Was it news? Was it entertainment? Was it both?
“Baby Ayla blood ‘clean-up’ in daddy’s bedroom? What do you think is the truth? Questions? call me now: 877-NANCY-01,” read the tweet early Tuesday afternoon from the Twitter account of cable TV crime diva Nancy Grace.
Lest we all forget, the investigation into the disappearance of Ayla Reynolds is a criminal investigation of the highest order.
But let’s also hit the pause button long enough to admit it – this increasingly sordid tale has become one part news, two parts reality TV show.
Somewhere between that 911 call by Ayla’s father on the morning of Dec. 17 and Monday’s apparently erroneous report by a Boston television station that police now think Ayla is dead, this seemingly straightforward whodunit has morphed into the talk of not just one small town, but of an entire nation.
“Informing the public takes many forms now,” observed Steve McCausland, spokesman for the Maine State Police, moments after taping his second interview in as many days with, you guessed it, Nancy Grace. “There’s a useful purpose to it, but there are a lot of balls you have to keep up in the air.”
The useful purpose, of course, is to keep the public (which by now means the entire planet) abreast of the investigation in the hope that someone who knows something might somehow step forward and save an innocent child.
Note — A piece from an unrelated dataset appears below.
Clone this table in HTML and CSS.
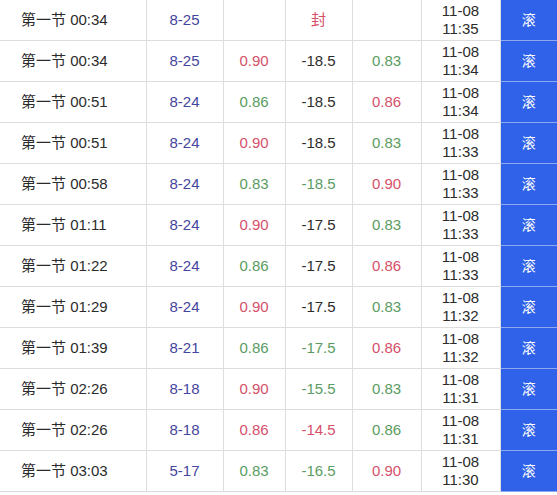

Or, if that’s now impossible, at least help police find little Ayla’s remains and figure out what happened to her.
Clearly, that’s what prompted a sudden and significant change in McCausland’s message over the weekend, when he announced for the first time that investigators don’t buy Justin DiPietro’s claim that his 20-month-old daughter was abducted from his modest home in Waterville while he, two other adults and two other children slept.
“Six weeks out, we have explored that (abduction) scenario every which way,” McCausland said. “And there’s not one piece of physical evidence that we’ve found in the home to back it up.”
McCausland also confirmed a report posted by Ayla’s mother, Trista Reynolds, on her family’s website that police found evidence of blood in the basement of the home – and that the blood was Ayla’s.
All newsworthy developments, to be sure. All deserving of the media’s time and attention.
Then there’s the mindless chatter.
We’ve got the incessant battle of the polygraphs, in which both Ayla’s parents and assorted other players all say they’ve taken lie detector tests. Dad claims he knows his results but won’t divulge them, while Mom says her test couldn’t be completed because of medical problems she won’t disclose.
Titillating? You betcha.
Useful? Hardly – especially when you consider that even under the best of conditions, polygraphs are not admissible in court as proof of guilt, innocence or anything in between.
We’ve got the nonstop appearances by both parents on the network morning news shows, appealing to an entire nation for help in locating their little girl.
Call me cynical, but I can’t help but think all that face time with NBC’s Matt Lauer has a lot more to do with ratings than with actually finding little Ayla. (I’ll also go out on a limb and predict that the key unlocking this mystery will be found right here in Maine, not via Mississippi or Montana.)
Finally, with the national media on red alert, we’ve got the relentless pressure to be first – at all costs – if and when the big break finally arrives.
Hence Boston TV station WCVB’s claim on Monday, based on “several anonymous sources,” that Justin DiPietro left a police interrogation when confronted with the blood evidence and that “police do not believe Ayla is alive.”
Missed that one? That’s because only hours after McCausland put out a blistering news release calling the report “unattributed, irresponsible and inaccurate,” the TV station toned its website report down to “Hope Fades for Missing Toddler.”
There is, of course, one way to shake the truth loose – and it has nothing to with half-baked theories and talking heads.
It has to do with money.
Remember David Hobson? He’s the guy who escaped from a jail in New Hampshire back in December and kept all of southern Maine on pins and needles until he was caught five days later.
As McCausland correctly recalls, federal marshals made headlines during that search when they announced a $1,000 reward for information leading to Hobson’s capture.
“They got a phone call within hours,” said McCausland.
The reward for information about Ayla’s fate, in case we’ve all forgotten, is $30,000 – raised by Waterville attorney John Nale and others in the community.
And strangely, of the 700-plus calls about Ayla that police have fielded so far, not one has qualified as reward-worthy.
Maybe that’s because very few people out there know what happened to Ayla – and they’re not talking.
Or maybe it’s because the media have been talking too much about the blood – and not enough about the money.
Either way, if anything’s worth thumping news cycle after news cycle, it’s not the hastily plugged police leaks or the partially completed polygraphs. It’s the cash.
Tuesday afternoon, McCausland found himself standing with Nancy Grace’s shivering producer outside the Maine Department of Public Safety while the never-shy Grace screamed orders from her studio perch about how she wanted the interview to proceed.
The piece covered no more ground than the telephone interview they’d done the day before – but at least this one had that visual of genuine Maine snow falling live from the sky for all the world to see.
“I dressed for the occasion,” mused McCausland. “Unfortunately, the producer didn’t.”